I'll cut to the good news. Hampshire Police has notified the developer today that trained wildlife crime officers attended yesterday and saw evidence of badgers using the site. In addition a witness (Andrew) had provided photographic evidence and eye witness accounts ot badgers using voids in the building as access and egress points and that this gives us sufficient cause to believe an active badger sett is present. The developer has been instructed by the police to stop any exterior and groundworks, with confirmation that any and all works to the exterior of the building, including landscaping, applying air vents/air bricks, temporary blockages to those holes are any other barriers would all be likely to constitute an offence and would be investigated as such.


The investigator has provided the developer with the Gov.UK pages on legal responsibilities around badger setts, applying for licenses and Natural England. Instructions have been given that any access blocking must be done under a full license and with a licensed ecologist - it cannot be done by the developer even if a license is obtained.

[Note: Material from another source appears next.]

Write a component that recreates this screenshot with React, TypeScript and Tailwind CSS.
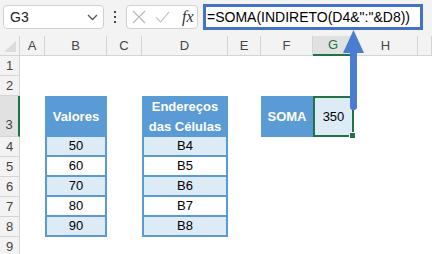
import React from "react";

const cols = ["", "A", "B", "C", "D", "E", "F", "G", "H", ""];
const rows = ["", "1", "2", "3", "4", "5", "6", "7", "8", "9"];
const valores = ["50", "60", "70", "80", "90"];
const enderecos = ["B4", "B5", "B6", "B7", "B8"];

const ColHeader = ({ label, i }: { label: string; i: number }) => {
  if (i === 0) {
    return (
      <div className="relative bg-[#f3f3f3] border-r border-b border-[#d4d4d4]">
        <div className="absolute right-[3px] bottom-[3px] w-0 h-0 border-l-[12px] border-l-transparent border-b-[11px] border-b-[#dcdcdc]" />
      </div>
    );
  }
  if (label === "G") {
    return (
      <div className="flex items-center justify-center bg-[#e1e1e1] border-r border-b-2 border-r-[#d4d4d4] border-b-[#217346] text-[13px] text-[#217346]">
        G
      </div>
    );
  }
  return (
    <div className="flex items-center justify-center bg-[#f3f3f3] border-r border-b border-[#d4d4d4] text-[13px] text-[#444]">
      {label}
    </div>
  );
};

const RowHeader = ({ label }: { label: string }) => {
  if (label === "3") {
    return (
      <div className="flex items-end justify-center pb-[2px] bg-[#e1e1e1] border-b border-r-2 border-b-[#d4d4d4] border-r-[#217346] text-[13px] text-[#444]">
        3
      </div>
    );
  }
  return (
    <div className="flex items-center justify-center bg-[#f3f3f3] border-r border-b border-[#d4d4d4] text-[13px] text-[#444]">
      {label}
    </div>
  );
};

const Cell = ({ r, c }: { r: number; c: number }) => {
  const col = cols[c];
  if (r === 3 && col === "B") {
    return (
      <div className="flex items-center justify-center bg-[#5b9bd5] text-white font-bold text-[13px]">
        Valores
      </div>
    );
  }
  if (r === 3 && col === "D") {
    return (
      <div className="flex flex-col items-center justify-center bg-[#5b9bd5] text-white font-bold text-[13px] leading-[20px]">
        <span>Endereços</span>
        <span>das Células</span>
      </div>
    );
  }
  if (r === 3 && col === "F") {
    return (
      <div className="flex items-center justify-center bg-[#5b9bd5] text-white font-bold text-[13px]">
        SOMA
      </div>
    );
  }
  if (r === 3 && col === "G") {
    return (
      <div className="relative flex items-center justify-center bg-[#ddebf7] border-2 border-[#217346] text-[13px] text-black">
        350
        <div className="absolute -right-[3px] -bottom-[3px] w-[6px] h-[6px] bg-[#217346] border-l border-t border-white" />
      </div>
    );
  }
  if (r >= 4 && r <= 8 && (col === "B" || col === "D")) {
    const even = r % 2 === 0;
    const text = col === "B" ? valores[r - 4] : enderecos[r - 4];
    return (
      <div
        className={
          even
            ? "flex items-center justify-center bg-[#ddebf7] border-x-2 border-b-2 border-[#5b9bd5] text-[13px] text-black"
            : "flex items-center justify-center bg-white border-x-2 border-b-2 border-[#5b9bd5] text-[13px] text-black"
        }
      >
        {text}
      </div>
    );
  }
  return <div className="bg-white" />;
};

export default function App() {
  return (
    <div className="relative w-[432px] h-[254px] overflow-hidden bg-white font-['Liberation_Sans',Arial,sans-serif]">
      {/* formula bar */}
      <div className="flex items-start h-[36px] pt-[4px] pl-[3px] bg-[#f3f3f3]">
        <div className="flex items-center justify-between mt-[1px] w-[101px] h-[24px] pl-[6px] pr-[5px] bg-white border border-[#d0d0d0] rounded-[4px] text-[14px] text-[#222]">
          <span>G3</span>
          <svg width="11" height="7" viewBox="0 0 11 7" fill="none" stroke="#555" strokeWidth="1.3">
            <path d="M1 1l4.5 4.5L10 1" />
          </svg>
        </div>
        <div className="flex flex-col items-center justify-center gap-[3px] w-[22px] h-[26px]">
          <span className="w-[2px] h-[2px] bg-[#444]" />
          <span className="w-[2px] h-[2px] bg-[#444]" />
          <span className="w-[2px] h-[2px] bg-[#444]" />
        </div>
        <div className="flex items-center mt-[1px] w-[72px] h-[24px] pl-[5px] bg-white border border-[#d0d0d0] rounded-[4px]">
          <svg width="14" height="14" viewBox="0 0 14 14" fill="none" stroke="#b8b8b8" strokeWidth="1.1">
            <path d="M1 1l12 12M13 1L1 13" />
          </svg>
          <svg className="ml-[9px]" width="15" height="12" viewBox="0 0 15 12" fill="none" stroke="#b8b8b8" strokeWidth="1.1">
            <path d="M1 6l4.5 5L14 1" />
          </svg>
          <span className="ml-[12px] font-['Liberation_Serif',serif] italic text-[16px] text-[#333] leading-none">fx</span>
        </div>
        <div className="flex items-center ml-[5px] w-[220px] h-[26px] pl-[1px] border-[3px] border-[#4472c4] bg-white text-[14px] text-black whitespace-nowrap">
          =SOMA(INDIRETO(D4&amp;":"&amp;D8))
        </div>
      </div>

      {/* sheet */}
      <div className="grid grid-cols-[20px_25px_62px_35px_86px_33px_52px_41px_64px_14px] grid-rows-[20px_20px_20px_41px_20px_20px_20px_20px_20px_20px]">
        {rows.map((rl, r) =>
          cols.map((cl, c) => {
            const key = `${r}-${c}`;
            if (r === 0) return <ColHeader key={key} label={cl} i={c} />;
            if (c === 0) return <RowHeader key={key} label={rl} />;
            return <Cell key={key} r={r} c={c} />;
          })
        )}
      </div>

      {/* arrow */}
      <svg className="absolute left-[340px] top-[28px]" width="28" height="86" viewBox="0 0 28 86">
        <polygon points="13.5,2 3,25 24,25" fill="#4a7dd0" />
        <rect x="10" y="22" width="7" height="60" rx="3" fill="#4a7dd0" />
      </svg>
    </div>
  );
}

The police will be maintaining contact with the developer over the next few weeks and once an ecologist has been instructed (whom the police will speak to) they will close their report.


Advice has also been given to the developer that painting and finishing work to the interior of the property are permitted but that nothing is to be done to the exterior and that the police has photographs of the appearance from the outside which officers took when they attended yesterday. The investigating officer has also kindly agreed to let us know once the police have spoken with the chosen ecologist and closed its file.


When the dust has settled on this one I'll write to Gosport Borough Council and the author of the original Ecology Report as it seems pretty clear to me that the situation could have been avoided from the outset. The main thing is that a clan of at least 5 badgers is safe for now at least.


Huge thanks to Andrew for his hard work and professional approach to this problem and for being our eyes and ears down in Gosport. And to the lady who reached out to Badger Trust in the first place. Also to Mark Bridge at Gosport Borough Council for his efforts and, notably, to the Hampshire Police wildlife crime investigation team who took this seriously and headed off a probable disaster for those badgers.


Badgers are a protected species in the UK not because their numbers are dwindling (although that's a concern in some parts of the country where heavy culling has been undertaken for nearly a decade now) but because they are so widely persecuted. We immediately think of badger baiting, road kills and the cull as main areas of concern but unlawful activities by property developers is second only to sett-blocking in the league table of badger crime incidents reported to the RSPCA, Badger Trust and League Against Cruel Sports in 2021. Reviewing and reacting to planning applications that threaten badgers takes up most of our time at the moment. And we're only monitoring 2 of the 13 councils in Hampshire.


Take a moment to imagine how many badgers are being illegally killed, displaced and driven onto roads or into conflict with other badger clans by disreputable property developers and "tame" ecology companies that rely on their payments. Consider why it's sensible for the ecology report to be commissioned and paid for by the developer and not the council concerned? It isn't. And reflect on how much worse life will become if the Government proceeds with its deregulation of planning permission legislation in new "Investment Zones" across the UK.


The State of Nature report by the National Biodiversity Network is produced every 3 years. The 2019 report documents how human impacts are driving sweeping changes in wildlife in the UK. Yet we appear to be on the brink of making things even worse. Our country is shamefully one of the most nature-depleted countries in the world, with the UK ranking at 189 out of 218 countries assessed for loss in biodiversity according to Natural England, the Government department charged with looking after our natural environment.


We all need to do what we can to stop the relentless attack on nature in the name of growth, profit and personal gain. More on that over the next few days.